*GIVEN TASK*. Return each line of the data below exactly, omitting any pictures.

[start of DATA]

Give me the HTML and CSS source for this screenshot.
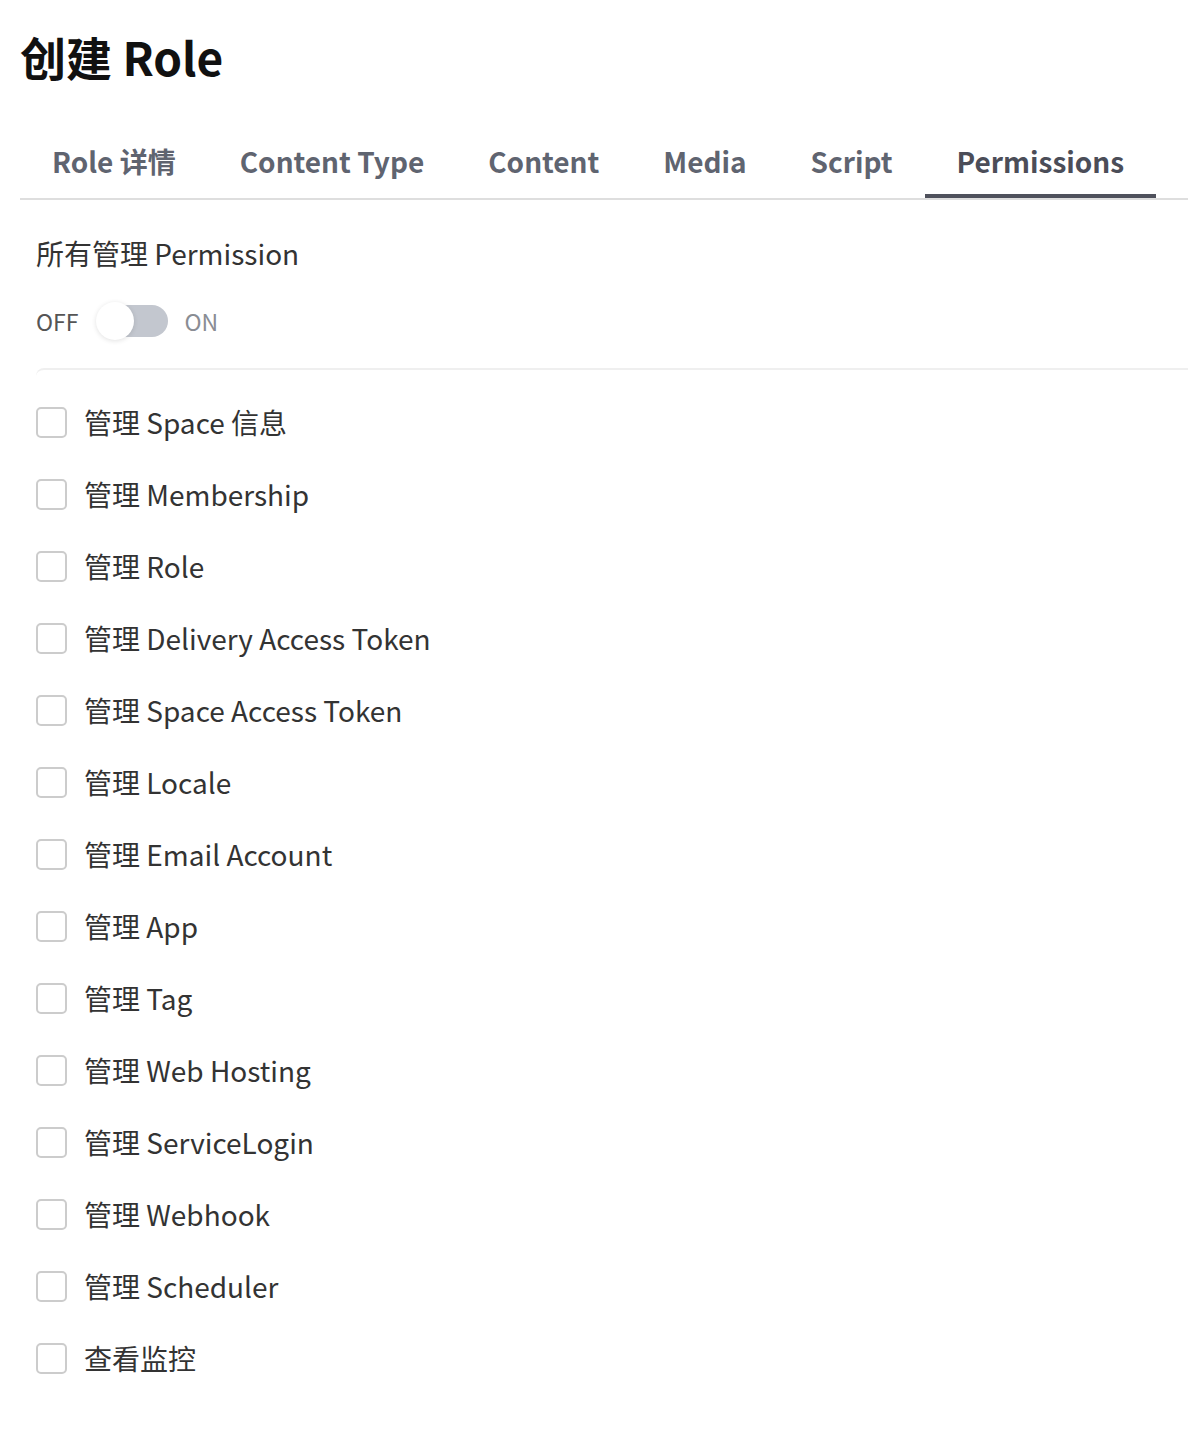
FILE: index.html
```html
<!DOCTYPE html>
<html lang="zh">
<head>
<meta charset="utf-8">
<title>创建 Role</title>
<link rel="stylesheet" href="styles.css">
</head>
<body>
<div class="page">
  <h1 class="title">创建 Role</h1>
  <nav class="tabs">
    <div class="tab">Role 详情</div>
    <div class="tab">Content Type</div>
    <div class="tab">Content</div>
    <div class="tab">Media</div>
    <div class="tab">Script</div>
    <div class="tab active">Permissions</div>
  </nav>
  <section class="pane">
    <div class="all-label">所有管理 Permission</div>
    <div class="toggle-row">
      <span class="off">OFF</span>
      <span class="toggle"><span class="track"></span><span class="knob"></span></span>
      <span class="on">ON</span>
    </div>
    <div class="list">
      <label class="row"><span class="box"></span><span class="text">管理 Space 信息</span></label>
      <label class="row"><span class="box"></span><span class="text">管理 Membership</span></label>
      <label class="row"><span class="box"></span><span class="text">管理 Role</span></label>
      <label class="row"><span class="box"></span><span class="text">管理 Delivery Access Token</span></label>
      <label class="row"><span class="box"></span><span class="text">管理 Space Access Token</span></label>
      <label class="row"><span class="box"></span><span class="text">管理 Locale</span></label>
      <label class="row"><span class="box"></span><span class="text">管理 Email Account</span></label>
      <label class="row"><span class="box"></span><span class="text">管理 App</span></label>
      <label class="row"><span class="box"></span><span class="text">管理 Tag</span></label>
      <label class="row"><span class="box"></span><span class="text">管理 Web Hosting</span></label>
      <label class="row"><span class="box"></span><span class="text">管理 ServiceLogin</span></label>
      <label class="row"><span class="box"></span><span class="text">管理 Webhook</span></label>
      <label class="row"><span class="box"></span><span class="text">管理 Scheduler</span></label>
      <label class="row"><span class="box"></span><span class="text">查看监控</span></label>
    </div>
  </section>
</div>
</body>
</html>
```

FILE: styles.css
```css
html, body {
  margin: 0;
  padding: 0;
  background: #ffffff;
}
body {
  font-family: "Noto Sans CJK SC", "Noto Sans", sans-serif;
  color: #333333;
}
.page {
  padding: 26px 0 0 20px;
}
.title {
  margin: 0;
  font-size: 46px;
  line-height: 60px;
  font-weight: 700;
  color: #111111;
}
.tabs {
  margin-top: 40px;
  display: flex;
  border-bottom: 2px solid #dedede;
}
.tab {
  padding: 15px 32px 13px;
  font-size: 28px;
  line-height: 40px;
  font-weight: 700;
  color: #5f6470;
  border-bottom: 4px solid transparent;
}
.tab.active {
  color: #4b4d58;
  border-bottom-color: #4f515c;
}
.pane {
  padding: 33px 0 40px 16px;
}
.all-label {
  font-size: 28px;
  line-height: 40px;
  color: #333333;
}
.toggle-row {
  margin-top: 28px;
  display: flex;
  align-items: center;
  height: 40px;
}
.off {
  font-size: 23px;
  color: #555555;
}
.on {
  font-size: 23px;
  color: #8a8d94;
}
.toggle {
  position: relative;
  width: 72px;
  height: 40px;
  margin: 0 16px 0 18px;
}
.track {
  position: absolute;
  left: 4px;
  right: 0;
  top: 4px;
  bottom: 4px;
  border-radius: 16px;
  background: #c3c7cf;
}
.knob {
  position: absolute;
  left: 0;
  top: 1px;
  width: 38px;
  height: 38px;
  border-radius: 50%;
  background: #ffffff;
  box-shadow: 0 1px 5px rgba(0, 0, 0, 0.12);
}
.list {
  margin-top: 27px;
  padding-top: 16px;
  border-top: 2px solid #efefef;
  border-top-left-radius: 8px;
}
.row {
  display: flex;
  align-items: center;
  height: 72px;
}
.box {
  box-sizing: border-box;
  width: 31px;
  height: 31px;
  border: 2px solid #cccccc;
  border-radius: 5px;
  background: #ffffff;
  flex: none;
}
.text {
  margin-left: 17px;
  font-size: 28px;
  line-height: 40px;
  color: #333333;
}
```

[end of DATA]

*RESULT*.
Give me the HTML and CSS source for this screenshot.
FILE: index.html
```html
<!DOCTYPE html>
<html lang="zh">
<head>
<meta charset="utf-8">
<title>创建 Role</title>
<link rel="stylesheet" href="styles.css">
</head>
<body>
<div class="page">
  <h1 class="title">创建 Role</h1>
  <nav class="tabs">
    <div class="tab">Role 详情</div>
    <div class="tab">Content Type</div>
    <div class="tab">Content</div>
    <div class="tab">Media</div>
    <div class="tab">Script</div>
    <div class="tab active">Permissions</div>
  </nav>
  <section class="pane">
    <div class="all-label">所有管理 Permission</div>
    <div class="toggle-row">
      <span class="off">OFF</span>
      <span class="toggle"><span class="track"></span><span class="knob"></span></span>
      <span class="on">ON</span>
    </div>
    <div class="list">
      <label class="row"><span class="box"></span><span class="text">管理 Space 信息</span></label>
      <label class="row"><span class="box"></span><span class="text">管理 Membership</span></label>
      <label class="row"><span class="box"></span><span class="text">管理 Role</span></label>
      <label class="row"><span class="box"></span><span class="text">管理 Delivery Access Token</span></label>
      <label class="row"><span class="box"></span><span class="text">管理 Space Access Token</span></label>
      <label class="row"><span class="box"></span><span class="text">管理 Locale</span></label>
      <label class="row"><span class="box"></span><span class="text">管理 Email Account</span></label>
      <label class="row"><span class="box"></span><span class="text">管理 App</span></label>
      <label class="row"><span class="box"></span><span class="text">管理 Tag</span></label>
      <label class="row"><span class="box"></span><span class="text">管理 Web Hosting</span></label>
      <label class="row"><span class="box"></span><span class="text">管理 ServiceLogin</span></label>
      <label class="row"><span class="box"></span><span class="text">管理 Webhook</span></label>
      <label class="row"><span class="box"></span><span class="text">管理 Scheduler</span></label>
      <label class="row"><span class="box"></span><span class="text">查看监控</span></label>
    </div>
  </section>
</div>
</body>
</html>
```

FILE: styles.css
```css
html, body {
  margin: 0;
  padding: 0;
  background: #ffffff;
}
body {
  font-family: "Noto Sans CJK SC", "Noto Sans", sans-serif;
  color: #333333;
}
.page {
  padding: 26px 0 0 20px;
}
.title {
  margin: 0;
  font-size: 46px;
  line-height: 60px;
  font-weight: 700;
  color: #111111;
}
.tabs {
  margin-top: 40px;
  display: flex;
  border-bottom: 2px solid #dedede;
}
.tab {
  padding: 15px 32px 13px;
  font-size: 28px;
  line-height: 40px;
  font-weight: 700;
  color: #5f6470;
  border-bottom: 4px solid transparent;
}
.tab.active {
  color: #4b4d58;
  border-bottom-color: #4f515c;
}
.pane {
  padding: 33px 0 40px 16px;
}
.all-label {
  font-size: 28px;
  line-height: 40px;
  color: #333333;
}
.toggle-row {
  margin-top: 28px;
  display: flex;
  align-items: center;
  height: 40px;
}
.off {
  font-size: 23px;
  color: #555555;
}
.on {
  font-size: 23px;
  color: #8a8d94;
}
.toggle {
  position: relative;
  width: 72px;
  height: 40px;
  margin: 0 16px 0 18px;
}
.track {
  position: absolute;
  left: 4px;
  right: 0;
  top: 4px;
  bottom: 4px;
  border-radius: 16px;
  background: #c3c7cf;
}
.knob {
  position: absolute;
  left: 0;
  top: 1px;
  width: 38px;
  height: 38px;
  border-radius: 50%;
  background: #ffffff;
  box-shadow: 0 1px 5px rgba(0, 0, 0, 0.12);
}
.list {
  margin-top: 27px;
  padding-top: 16px;
  border-top: 2px solid #efefef;
  border-top-left-radius: 8px;
}
.row {
  display: flex;
  align-items: center;
  height: 72px;
}
.box {
  box-sizing: border-box;
  width: 31px;
  height: 31px;
  border: 2px solid #cccccc;
  border-radius: 5px;
  background: #ffffff;
  flex: none;
}
.text {
  margin-left: 17px;
  font-size: 28px;
  line-height: 40px;
  color: #333333;
}
```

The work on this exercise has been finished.